- Born: Sarah Aguti Nyangkori
- Education: Uganda Christian University
- Known for: Woman Member of Parliament for Dokolo District
- Political party: Uganda People's Congress

= Sarah Aguti Nyangkori =

Member of Parliament for Dokolo District

Sarah Aguti Nyangkori is a Ugandan social worker and legislator. She is a woman MP in the eleventh parliament representing Dokolo district affiliated to Uganda People's Congress.

== Education ==
Sarah graduated from Uganda Christian University with a bachelor's degree of social works and social administration.

== Political career ==
In 2021, Aguti contested for the woman MP seat for Dokolo district and lost to Cecilia Ogwal who got 32,223 votes compared to her 10,460 votes.

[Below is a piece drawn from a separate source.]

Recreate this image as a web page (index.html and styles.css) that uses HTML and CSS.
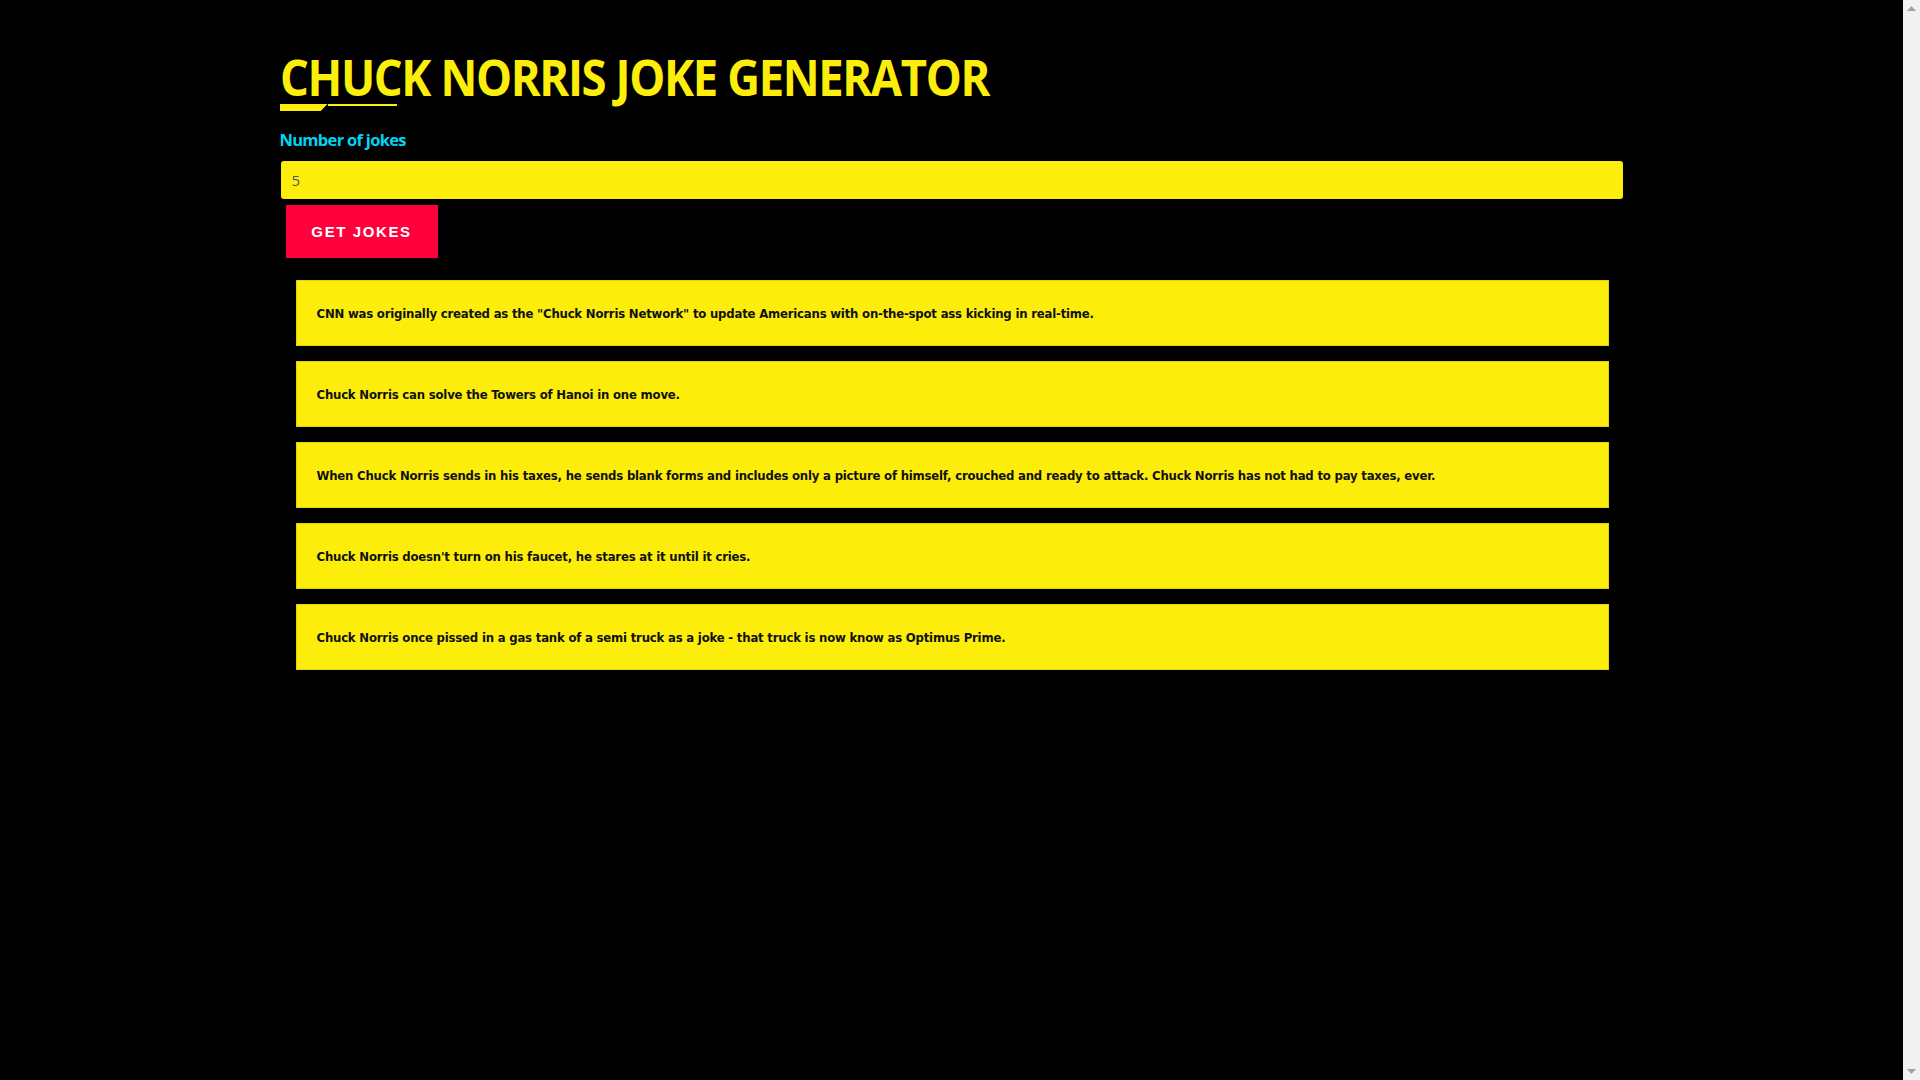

Aguti was declared the flag bearer for UPC on 19 February 2024 during the party district conference at Dokolo catholic parish, after other two party members withdrawn their interests. On 11 March 2024, she was put forward by UPC party to contest for the Woman MP by-election for Dokolo district.

Aguti won the by-election for woman MP for Dokolo district which took place on 21 March 2024 with 23,044 votes, after the seat became vacant following the death of Cecilia Ogwal on 18 January 2024.